- AVAILABLE DATA -
** Start **

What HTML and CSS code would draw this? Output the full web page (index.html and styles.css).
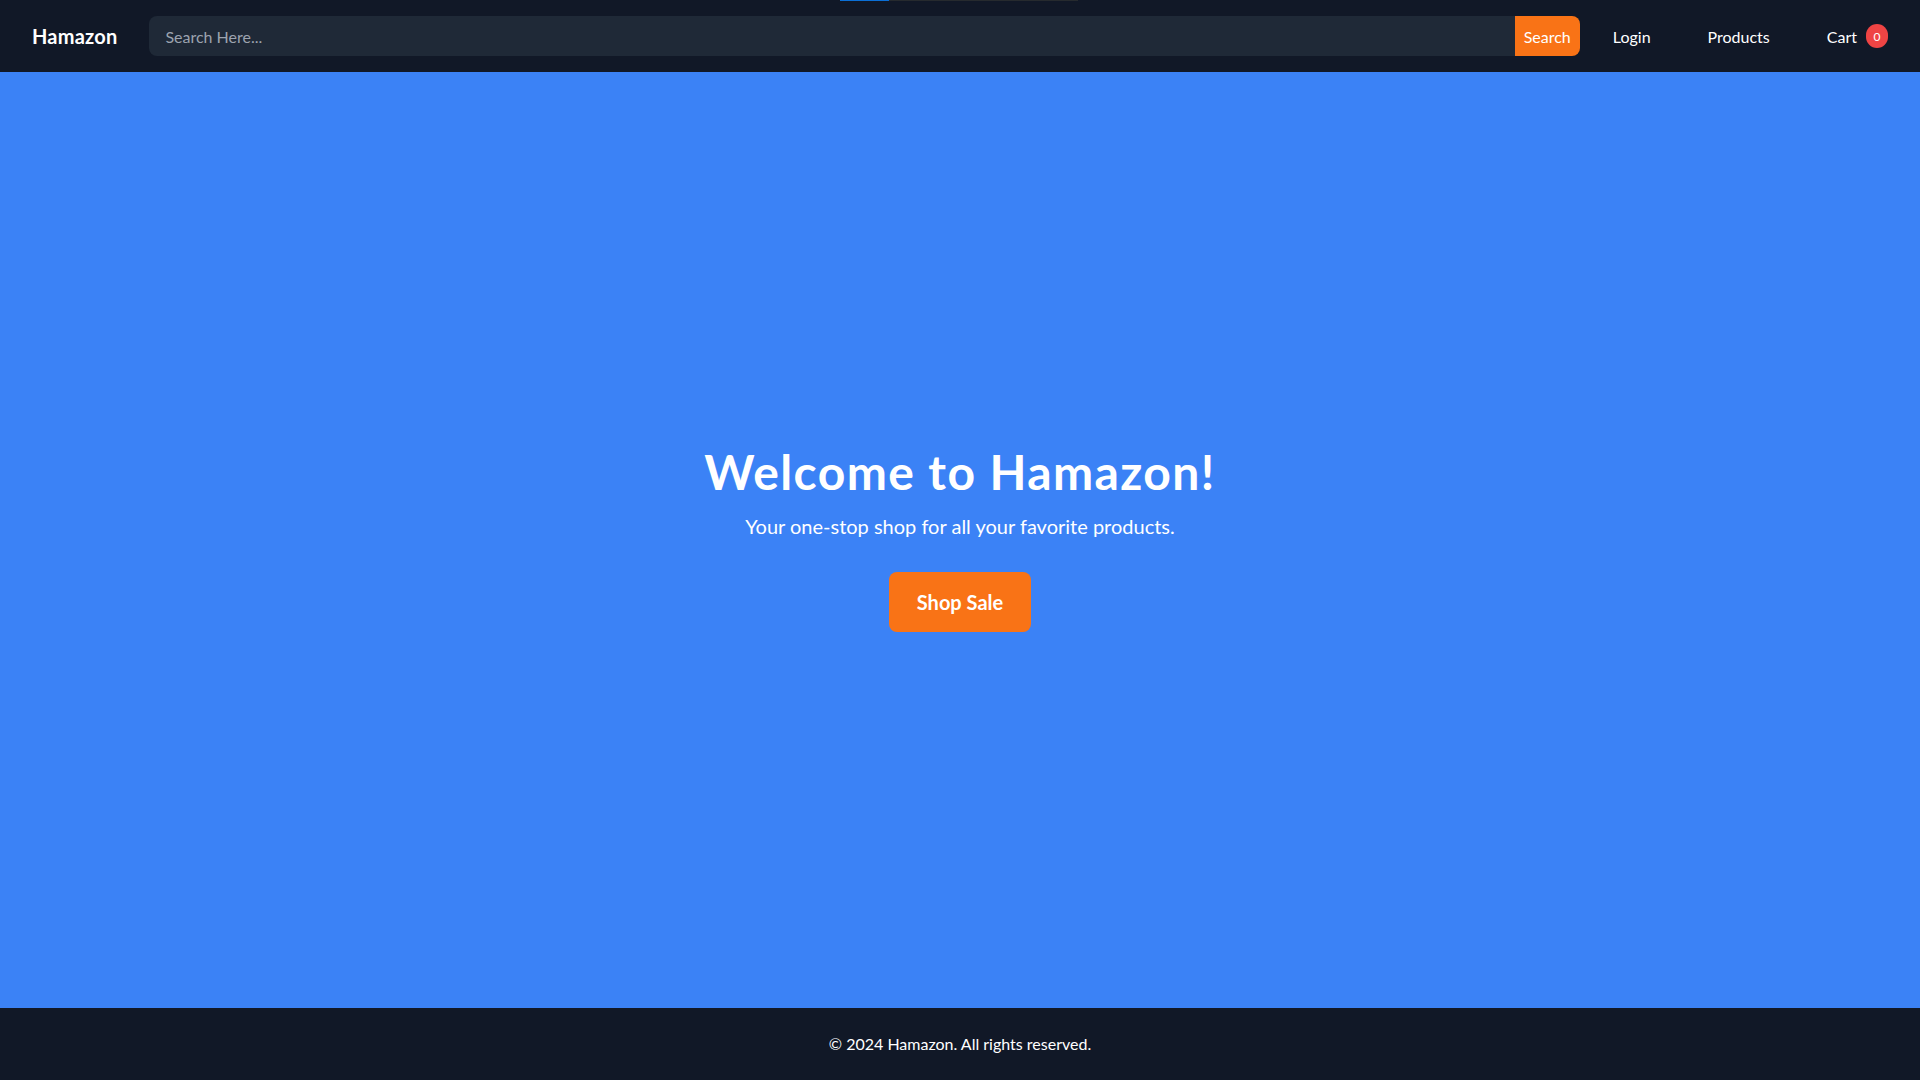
FILE: index.html
```html
<!DOCTYPE html>
<html lang="en">
<head>
<meta charset="utf-8">
<title>Hamazon</title>
<link rel="stylesheet" href="styles.css">
</head>
<body>
<div class="page">
  <div class="loadbar"><span class="loadbar-fill"></span><span class="loadbar-track"></span></div>
  <nav class="nav">
    <a class="brand" href="#">Hamazon</a>
    <form class="search">
      <input class="search-input" type="text" placeholder="Search Here...">
      <button class="search-btn" type="button">Search</button>
    </form>
    <ul class="links">
      <li><a href="#">Login</a></li>
      <li><a href="#">Products</a></li>
      <li><a href="#" class="cart">Cart <span class="badge">0</span></a></li>
    </ul>
  </nav>
  <main class="hero">
    <h1 class="hero-title">Welcome to Hamazon!</h1>
    <p class="hero-sub">Your one-stop shop for all your favorite products.</p>
    <a class="hero-btn" href="#">Shop Sale</a>
  </main>
  <footer class="footer">
    <p>&copy; 2024 Hamazon. All rights reserved.</p>
  </footer>
</div>
</body>
</html>
```

FILE: styles.css
```css
* { box-sizing: border-box; }
html, body { margin: 0; padding: 0; }
body {
  font-family: "Lato", "Noto Sans", sans-serif;
  color: #fff;
  background: #111827;
}
a { color: inherit; text-decoration: none; }
.page {
  min-height: 100vh;
  display: flex;
  flex-direction: column;
  position: relative;
}
.loadbar {
  position: absolute;
  top: 0;
  left: 840px;
  display: flex;
  height: 1px;
}
.loadbar-fill { width: 49px; background: #0b6fd6; }
.loadbar-track { width: 189px; background: #262a2e; }

.nav {
  height: 72px;
  background: #111827;
  display: flex;
  align-items: center;
  padding: 0 32px;
}
.brand {
  font-size: 20px;
  font-weight: 700;
  line-height: 28px;
  letter-spacing: 0.2px;
}
.search {
  flex: 1;
  display: flex;
  margin: 0 33px 0 32px;
  height: 40px;
}
.search-input {
  flex: 1;
  border: none;
  outline: none;
  background: #1f2937;
  color: #fff;
  border-radius: 8px 0 0 8px;
  padding: 0 16px;
  font-family: inherit;
  font-size: 16px;
}
.search-input::placeholder { color: #9ca3af; }
.search-btn {
  border: none;
  background: #f97316;
  color: #fff;
  font-family: inherit;
  font-size: 16px;
  padding: 0 9px;
  border-radius: 0 8px 8px 0;
}
.links {
  list-style: none;
  margin: 0;
  padding: 0;
  display: flex;
  align-items: center;
  gap: 57px;
  font-size: 16px;
}
.cart { display: flex; align-items: center; }
.badge {
  margin-left: 9px;
  width: 22px;
  height: 24px;
  border-radius: 12px;
  background: #ef4444;
  font-size: 12px;
  display: inline-flex;
  align-items: center;
  justify-content: center;
}
.hero {
  flex: 1;
  background: #3b82f6;
  display: flex;
  flex-direction: column;
  align-items: center;
  justify-content: center;
  text-align: center;
}
.hero-title {
  margin: 0 0 16px;
  font-size: 48px;
  line-height: 48px;
  font-weight: 700;
  letter-spacing: 1.4px;
}
.hero-sub {
  margin: 0 0 32px;
  font-size: 20px;
  line-height: 28px;
}
.hero-btn {
  background: #f97316;
  border-radius: 8px;
  padding: 16px 28px;
  font-size: 20px;
  line-height: 28px;
  font-weight: 700;
}
.footer {
  background: #111827;
  padding: 24px 0;
  text-align: center;
}
.footer p { margin: 0; font-size: 16px; line-height: 24px; }
```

** End **

- GIVEN PROBLEM -
Return every line above in which the string "page" occurs.

- SOLVED EXERCISE -
What HTML and CSS code would draw this? Output the full web page (index.html and styles.css).
<div class="page">
.page {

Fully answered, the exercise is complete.